Délocalisation forcée
En revanche, ils sont privés de la protection de leurs avis. Pour l’entreprise, cela signifie que les échanges écrits avec les juristes internes peuvent être saisis au cours d’une enquête des autorités judiciaires ou de régulation. Ces échanges risquent ensuite de se retourner contre l’entreprise comme preuve de culpabilité. Cela est fréquent en matière de droit de la concurrence ou de corruption. Le directeur juridique doit faire appel à un conseil externe pour que leurs échanges soient frappés du sceau de la confidentialité. Pire, cela conduit les multinationales à confier les projets français aux directions juridiques étrangères, ou à délocaliser totalement le service juridique pour constituer des équipes non soumises au droit français. Un déclassement par rapport à ses homologues étrangers.
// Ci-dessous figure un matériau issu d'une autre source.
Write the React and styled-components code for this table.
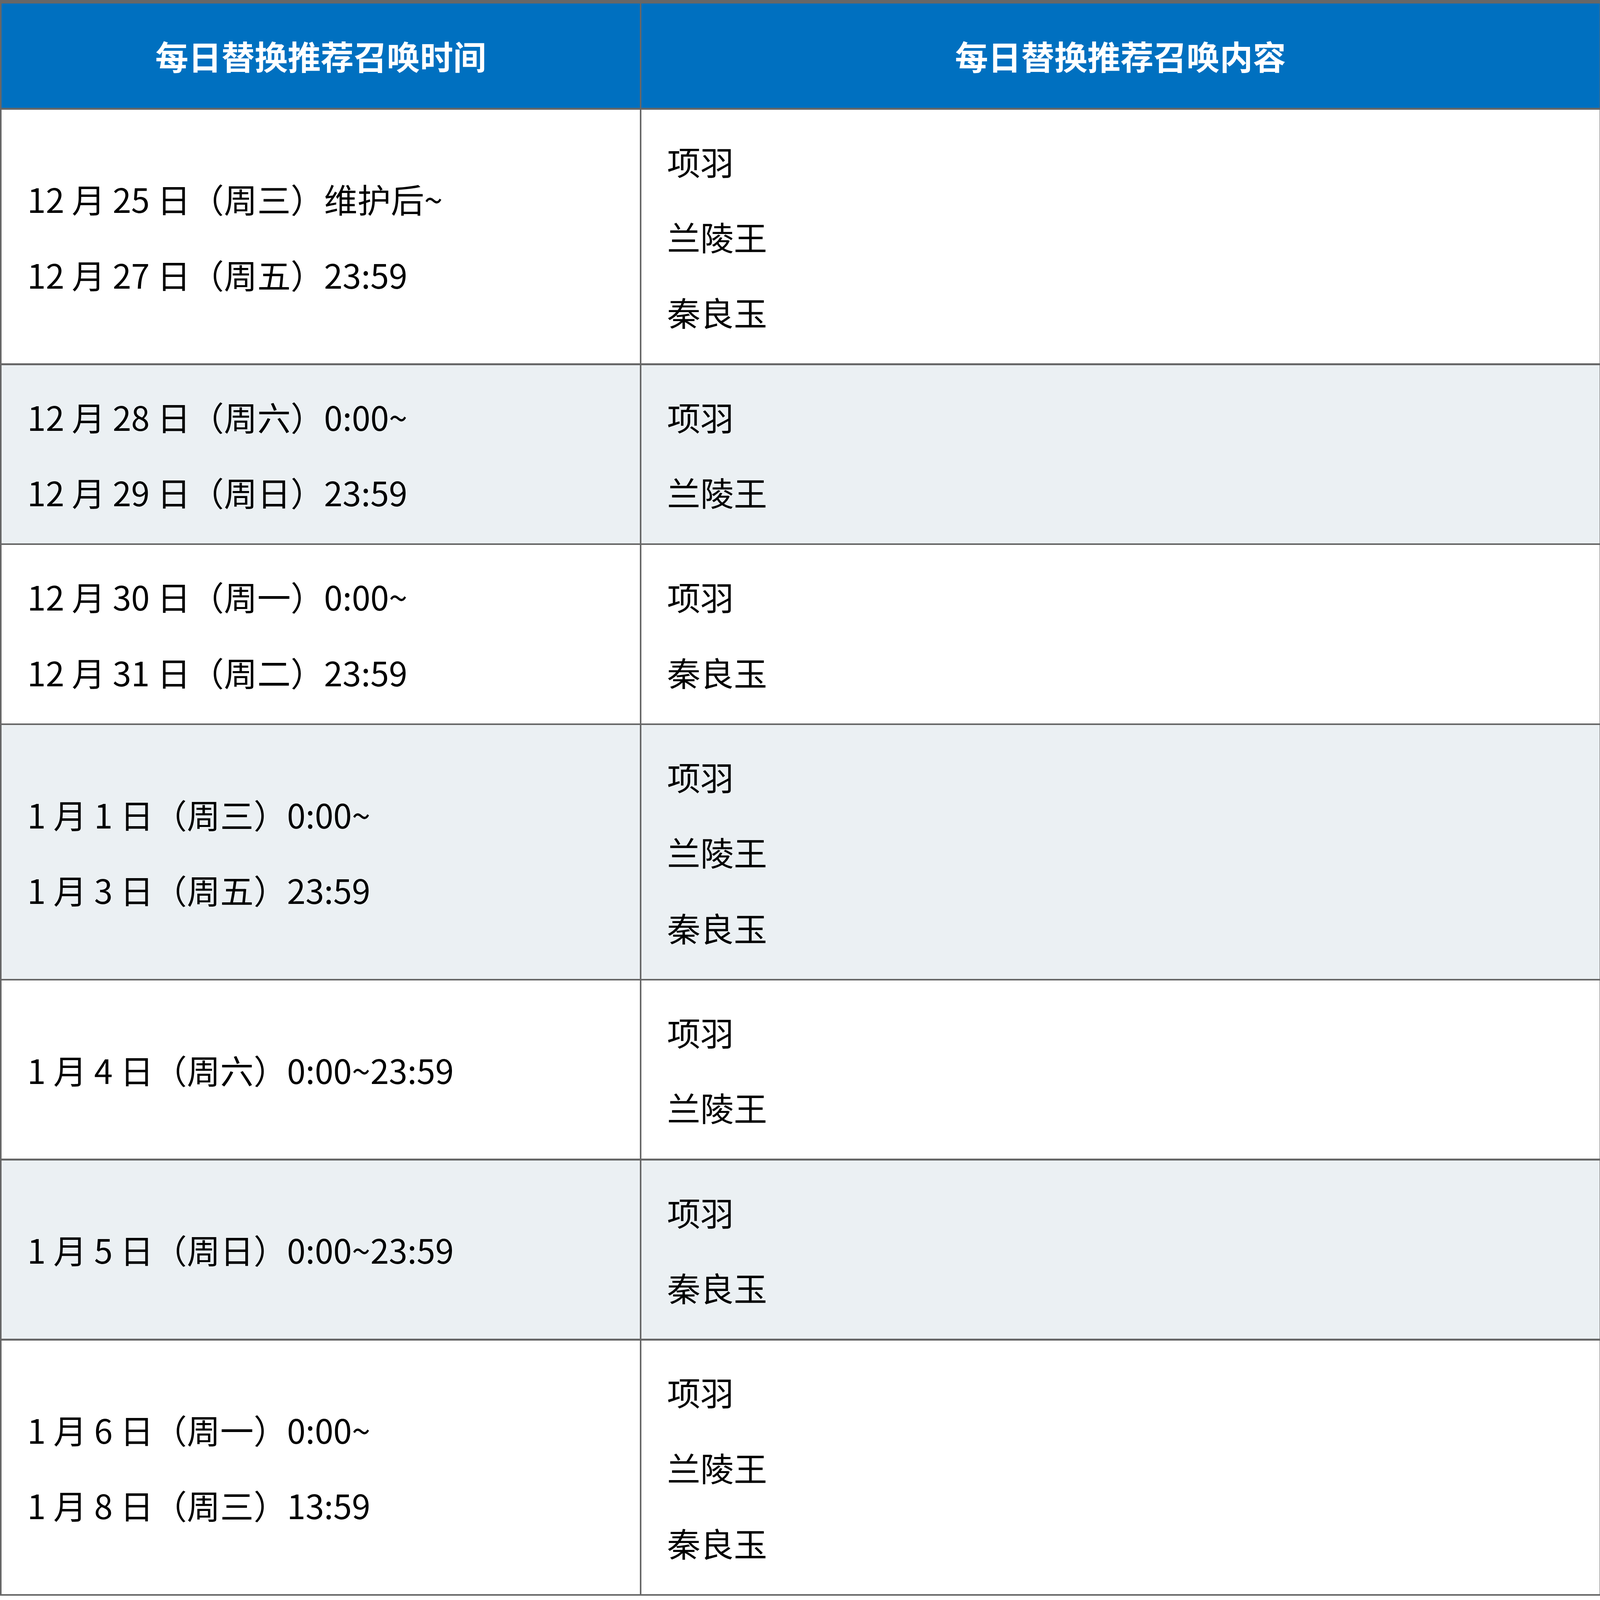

La pétition de la dernière chance
En attendant, les directeurs juridiques appellent leur haut management à signer une pétition pour faire front commun devant les pouvoirs publics et montrer que les entreprises ont besoin de l’avocat en entreprise, ou du moins de la confidentialité des avis. Le contexte est tendu, le Medef faisant lui-même un pas en avant, puis un pas en arrière. Dans la bouche de Joëlle Simon, sa directrice des affaires juridiques, le syndicat des patrons est d’accord avec la création de l’avocat en entreprise mais à la condition que le bâtonnier n’intervienne pas en cas de litige avec l’employeur et si l’entreprise n’est pas obligée d’embaucher des avocats. Enfin, le Medef est réticent à ce que le statut prévoie une clause de conscience, comme elle existe chez les journalistes, permettant de démissionner avec les avantages liés à un licenciement.
La compétitivité des entreprises fait les frais de ces dissensions. Les juristes d’entreprise se heurtent à des avocats et dirigeants majoritairement contre une réforme de leur statut. Que cela n’empêche pas les plus audacieux de rêver à l’inter-professionnalité.